La police accompagnée de plusieurs huissiers a définitivement condamné lundi matin l’accès à la clinique Montmartre (nord parisien), dans le cadre d’une procédure d’expulsion pour loyers impayés. Une soixantaine de médecins libéraux exerçaient dans cet établissement spécialisé en chirurgie (viscérale, orthopédique, cardiaque, ophtalmologique), dont les portes sont désormais murées. 75 salariés y étaient employés. Plusieurs de ces professionnels ont confié au « Quotidien » avoir été choqués par la façon dont s’est déroulée la fermeture de la clinique, sous les yeux de plusieurs patients et personnels. Le déploiement de camions de CRS bloquant l’accès à la rue a également frappé les praticiens.
Des patients traités « comme des paquets de pâtes »
Le Dr Alexandra Panajotopoulos, ORL en exercice depuis six ans dans la clinique, devait opérer un jeune patient ce matin-là. « L’huissier m’a téléphoné à 7 heures du matin pour me dire que c’était inutile de me déplacer », témoigne-t-elle. « Outrée » par cette affaire, le médecin, qui assurait une vacation dans l’établissement un lundi sur deux, envisage une action en justice. « Des patients ont été mis dehors, d’autres ont été transférés, on les a traités comme des paquets de pâtes », s’agace-t-elle.
Son confrère, le Dr Georges Perez, partage son indignation. L’obstétricien se dit « le plus ancien des médecins de la clinique ». Son premier stage date de 1973. « J’y ai opéré pendant trente ans dans des conditions favorables, même si, côté financier, j’ai l’impression que les margoulins se succédaient. »
La clinique a connu trois changements de propriétaires ces deux dernières années. Ancienne acquisition du groupe Kapa santé, l’établissement a été revendu en 2014 puis en janvier 2015 à Pierre Fabreguettes.
Joint ce mercredi par « le Quotidien », ce dernier exprime son incompréhension totale. « 85 % des loyers étaient payés, personne ne comprend la décision du préfet, je n’ai aucune explication, dit-il. Nous sommes désormais en liquidation, les personnels seront licenciés, c’est une situation épouvantable. »
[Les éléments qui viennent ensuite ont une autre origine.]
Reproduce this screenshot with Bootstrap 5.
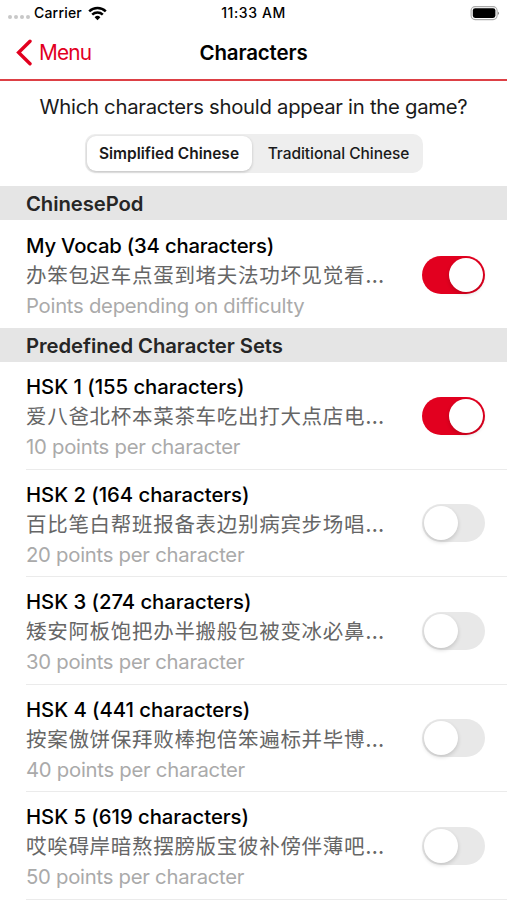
<!DOCTYPE html>
<html lang="en">
<head>
<meta charset="utf-8">
<meta name="viewport" content="width=device-width, initial-scale=1">
<title>Characters</title>
<link href="https://cdn.jsdelivr.net/npm/bootstrap@5.3.0/dist/css/bootstrap.min.css" rel="stylesheet">
<style>
  :root { --brand: #e2001f; }
  body { font-family: Inter, "Noto Sans CJK SC", sans-serif; color: #000; height: 900px; overflow: hidden; background: #fff; }
  .status-bar { height: 26px; font-size: 14px; font-weight: 500; padding: 0 8px; }
  .signal { gap: 2px; width: 26px; padding-top: 8px; }
  .signal i { width: 4px; height: 4px; background: #c8c8c8; border-radius: 50%; }
  .carrier { width: 54px; letter-spacing: .2px; }
  .carrier, .clock { margin-top: -1px; }
  .clock { letter-spacing: .6px; }
  .title-bar { height: 53px; padding: 0 16px; }
  .title-bar a { color: var(--brand); font-size: 20.8px; }
  .back-label { margin-left: 6px; letter-spacing: -.8px; }
  .title-bar h1 { font-size: 20.5px; font-weight: 600; letter-spacing: -.15px; padding-top: 1px; }
  .rule { height: 2px; background: #dd4045; }
  .question { height: 53px; font-size: 20.3px; letter-spacing: -.27px; color: #1a1a1a; white-space: nowrap; }
  .segments { width: 338px; height: 39px; background: #eee; border-radius: 10px; padding: 2px; margin-bottom: 13px; }
  .segments button { font-size: 15.5px; color: #1a1a1a; font-weight: 500; border: 0; padding: 0; border-radius: 9px; white-space: nowrap; }
  .segments .plain { padding-left: 5px; letter-spacing: -.05px; }
  .segments .chosen { flex: 0 0 165px; background: #fff; font-weight: 600; box-shadow: 0 1px 3px rgba(0,0,0,.2); }
  .section-head { height: 34px; background: #e5e5e5; padding: 2px 0 0 26px; font-size: 20.3px; letter-spacing: -.07px; font-weight: 600; color: #262626; }
  .set-row { height: 107.5px; margin-left: 26px; padding-right: 22px; border-bottom: 1px solid #ebebeb; }
  .set-row.tall { height: 108px; border-bottom: 0; }
  .set-text { width: 362px; line-height: 30px; white-space: nowrap; padding-top: 4px; }
  .set-name { font-size: 20.3px; font-weight: 500; letter-spacing: -.03px; }
  .tall .set-name { letter-spacing: -.2px; }
  .set-chars { font-family: "Noto Sans CJK SC", sans-serif; font-size: 20.5px; letter-spacing: .7px; font-weight: 400; color: #666; height: 30px; line-height: 27px; }
  .more { font-family: Inter, sans-serif; font-size: 22px; letter-spacing: 0; }
  .set-points { font-size: 20.3px; color: #aaa; letter-spacing: -.26px; }
  .toggle { width: 63px; height: 38px; border-radius: 19px; background: #e8e8e8; padding: 2px; margin-top: 1px; }
  .toggle span { width: 34px; height: 34px; border-radius: 50%; background: #fff; box-shadow: 0 2px 4px rgba(0,0,0,.16); }
  .toggle.on { background: var(--brand); }
</style>
</head>
<body>
<header>
  <div class="status-bar row g-0 align-items-center">
    <div class="col d-flex align-items-center">
      <span class="signal d-flex"><i></i><i></i><i></i><i></i></span>
      <span class="carrier">Carrier</span>
      <svg class="wifi" width="19" height="15" viewBox="0 0 19 15" fill="none" stroke="#000"><path d="M1.2 5.4a12 12 0 0 1 16.6 0M4.2 8.6a7.7 7.7 0 0 1 10.6 0" stroke-width="2.5"/><path d="M9.5 14.2 6.6 11.2a4.2 4.2 0 0 1 5.8 0z" fill="#000" stroke="none"/></svg>
    </div>
    <div class="col-auto clock">11:33 AM</div>
    <div class="col d-flex justify-content-end"><svg width="30" height="15" viewBox="0 0 30 15"><rect x="2.1" y=".6" width="26" height="13" rx="4" fill="none" stroke="#aaa" stroke-width="1.1"/><rect x="3.8" y="2.3" width="22.6" height="9.6" rx="2.3"/><path d="M28.8 5.4v3.6q1.2-.6 1.2-1.8t-1.2-1.8z" fill="#888"/></svg></div>
  </div>
  <nav class="title-bar row g-0 align-items-center">
    <a href="#" class="col d-flex align-items-center text-decoration-none">
      <svg width="17" height="27" viewBox="0 0 17 27" fill="none" stroke="currentColor" stroke-width="3.4" stroke-linecap="round"><path d="M14 2.2 2.6 13.5 14 24.8"/></svg>
      <span class="back-label">Menu</span>
    </a>
    <h1 class="col-auto m-0">Characters</h1>
    <div class="col"></div>
  </nav>
  <div class="rule"></div>
</header>
<main>
  <div class="question d-flex align-items-center justify-content-center"><span>Which characters should appear in the game?</span></div>
  <div class="segments d-flex mx-auto"><button class="chosen">Simplified Chinese</button><button class="plain flex-fill bg-transparent">Traditional Chinese</button></div>
  <div class="section-head d-flex align-items-center">ChinesePod</div>
  <div class="set-row tall d-flex align-items-center justify-content-between">
    <div class="set-text"><div class="set-name">My Vocab (34 characters)</div><div class="set-chars">办笨包迟车点蛋到堵夫法功坏见觉看<span class="more">…</span></div><div class="set-points">Points depending on difficulty</div></div>
    <div class="toggle on d-flex justify-content-end"><span></span></div>
  </div>
  <div class="section-head d-flex align-items-center">Predefined Character Sets</div>
  <div class="set-row d-flex align-items-center justify-content-between">
    <div class="set-text"><div class="set-name">HSK 1 (155 characters)</div><div class="set-chars">爱八爸北杯本菜茶车吃出打大点店电<span class="more">…</span></div><div class="set-points">10 points per character</div></div>
    <div class="toggle on d-flex justify-content-end"><span></span></div>
  </div>
  <div class="set-row d-flex align-items-center justify-content-between">
    <div class="set-text"><div class="set-name">HSK 2 (164 characters)</div><div class="set-chars">百比笔白帮班报备表边别病宾步场唱<span class="more">…</span></div><div class="set-points">20 points per character</div></div>
    <div class="toggle d-flex"><span></span></div>
  </div>
  <div class="set-row d-flex align-items-center justify-content-between">
    <div class="set-text"><div class="set-name">HSK 3 (274 characters)</div><div class="set-chars">矮安阿板饱把办半搬般包被变冰必鼻<span class="more">…</span></div><div class="set-points">30 points per character</div></div>
    <div class="toggle d-flex"><span></span></div>
  </div>
  <div class="set-row d-flex align-items-center justify-content-between">
    <div class="set-text"><div class="set-name">HSK 4 (441 characters)</div><div class="set-chars">按案傲饼保拜败棒抱倍笨遍标并毕博<span class="more">…</span></div><div class="set-points">40 points per character</div></div>
    <div class="toggle d-flex"><span></span></div>
  </div>
  <div class="set-row d-flex align-items-center justify-content-between">
    <div class="set-text"><div class="set-name">HSK 5 (619 characters)</div><div class="set-chars">哎唉碍岸暗熬摆膀版宝彼补傍伴薄吧<span class="more">…</span></div><div class="set-points">50 points per character</div></div>
    <div class="toggle d-flex"><span></span></div>
  </div>
</main>
<script src="https://cdn.jsdelivr.net/npm/bootstrap@5.3.0/dist/js/bootstrap.bundle.min.js"></script>
</body>
</html>
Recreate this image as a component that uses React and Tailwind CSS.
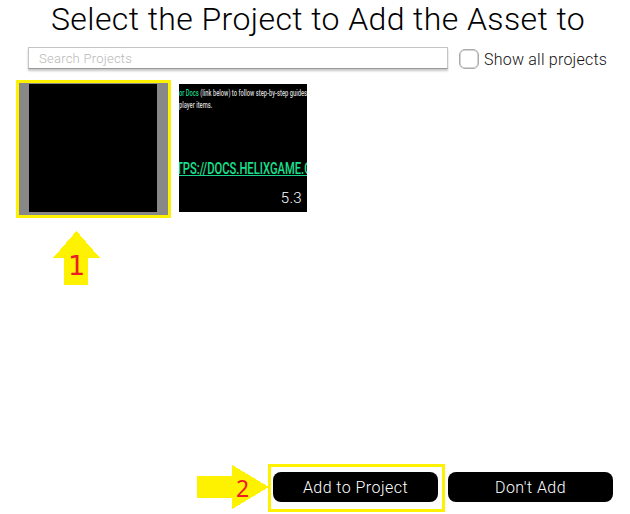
function ProjectTile({ children, className = "" }) {
  return (
    <div className={`relative h-32 w-32 shrink-0 overflow-hidden bg-black ${className}`}>
      {children}
    </div>
  );
}

function ActionButton({ children }) {
  return (
    <button className="flex h-[30px] w-[165px] items-center justify-center rounded-lg bg-black pt-px text-[16px] leading-[30px] font-light tracking-[0.45px] text-white">
      {children}
    </button>
  );
}

export default function App() {
  return (
    <main className="relative flex h-[514px] w-[630px] flex-col overflow-hidden bg-white font-['Roboto','Liberation_Sans',sans-serif] font-light whitespace-nowrap text-black">
      <h1 className="h-[47px] pl-[51px] text-[32px] leading-[38px] tracking-[0.4px]">
        Select the Project to Add the Asset to
      </h1>

      <div className="flex h-[23px] items-start pl-7">
        <input
          placeholder="Search Projects"
          className="h-[22px] w-[420px] border border-[#c4c4c4] border-b-[#999] bg-white pl-2.5 text-[13px] tracking-[0.25px] shadow-[0_2px_2px_rgba(0,0,0,0.22)] outline-none placeholder:text-[#b8b8b8]"
        />
        <label className="mt-0.5 ml-[11px] flex items-start gap-[5px] text-[16px] leading-5 tracking-[0.22px] text-[#111]">
          <span className="h-5 w-5 rounded-md border-[1.5px] border-[#aaa] bg-white shadow-[inset_0_0_0_0.5px_#aaa]" />
          <span className="pt-px">Show all projects</span>
        </label>
      </div>

      <section className="mt-[13px] flex items-start gap-[11px] pl-[19px]">
        <div className="flex h-[132px] w-[149px] bg-[#888] pt-px pl-2.5">
          <ProjectTile />
        </div>
        <ProjectTile className="mt-px bg-[#020706] font-medium">
          <p className="h-3 w-[210px] origin-left scale-x-[0.61] pt-1 text-[9.5px] leading-[10px] text-[#d5d5d5]">
            <span className="text-[#18d68a]">or Docs</span> (link below) to follow step-by-step guides
          </p>
          <p className="h-3 w-[210px] origin-left scale-x-[0.61] pt-1 text-[9.5px] leading-[10px] text-[#d5d5d5]">player items.</p>
          <div className="mt-[51px] -ml-[3px] h-[17px] w-[190px] origin-left scale-x-[0.7] border-b border-[#18d68a] pt-px text-[16px] leading-[18px] text-[#18e18f]">
            TPS://DOCS.HELIXGAME.C
          </div>
          <span className="absolute right-[5px] bottom-1 text-[15px] leading-5 font-light tracking-[0.3px] text-white">5.3</span>
        </ProjectTile>
      </section>

      <footer className="mt-auto mb-3 flex gap-2.5 pl-[273px]">
        <ActionButton>Add to Project</ActionButton>
        <ActionButton>Don't Add</ActionButton>
      </footer>

      <div className="pointer-events-none absolute top-20 left-4 h-[138px] w-[155px] border-[3px] border-[#fff200]" />
      <div className="pointer-events-none absolute top-[464px] left-[268px] h-12 w-[177px] border-[3px] border-[#fff200]" />
      <div className="pointer-events-none absolute top-[231px] left-[53px] h-[54px] w-[47px]">
        <svg viewBox="0 0 47 54" className="h-full w-full" shapeRendering="crispEdges">
          <path d="M23.5 0 47 27H35V54H11V27H0Z" fill="#fff200" />
        </svg>
        <span className="absolute top-[20px] left-[15px] font-['DejaVu_Sans',sans-serif] text-[27px] leading-[30px] font-normal text-[#ed1c24]">1</span>
      </div>
      <div className="pointer-events-none absolute top-[465px] left-[197px] h-11 w-[72px]">
        <svg viewBox="0 0 72 44" className="h-full w-full" shapeRendering="crispEdges">
          <path d="M0 11H35V0L72 22 35 44V33H0Z" fill="#fff200" />
        </svg>
        <span className="absolute top-[8px] left-[39px] font-['Noto_Sans',sans-serif] text-[23px] leading-[30px] font-normal text-[#ed1c24]">2</span>
      </div>
    </main>
  );
}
L’agence régionale de santé (ARS) francilienne était au courant de la procédure d’expulsion mais pas de la date, a précisé l’AFP.
Expulsion brutale
Le niveau d’information sur la procédure d’expulsion pour cause de loyers impayés semble très variable entre les professionnels. Deux praticiens contactés par « le Quotidien », une gastro-entérologue et un radiologue, avaient conscience de la procédure d’expulsion en cours, que la justice avait ordonnée au début de l’automne.
Le médecin radiologue louait (avec des confrères) environ 300 m2 à la clinique. « Quand je suis arrivé, lundi matin, les CRS bloquaient la rue de part et d’autre de la clinique. Ils m’ont laissé entrer pour régler quelques urgences et prévenir les patients qui avaient rendez-vous le jour-même. Heureusement, ils n’ont pas saisi le matériel. » Probablement parce que le loyer a été payé directement aux huissiers et ce jusqu’au 31 mars. Comme beaucoup de confrères, le radiologue dénonce une expulsion « extrêmement brutale ». Les huit employés du service de radiologie ont été transférés dans deux autres cabinets de ville des environs.
A contrario, le Dr Ngoc-Thanh Pham-Thi n’a appris que... mardi midi par un coup de fil de l’anesthésiste que sa séance d’endoscopie du jour n’aurait pas lieu. « Très embêtée » et « surprise », la gastro-entérologue n’a eu d’autre choix que d’appeler son patient dans l’urgence afin de s’organiser autrement. Elle effectuait des vacations dans la clinique depuis une dizaine d’années.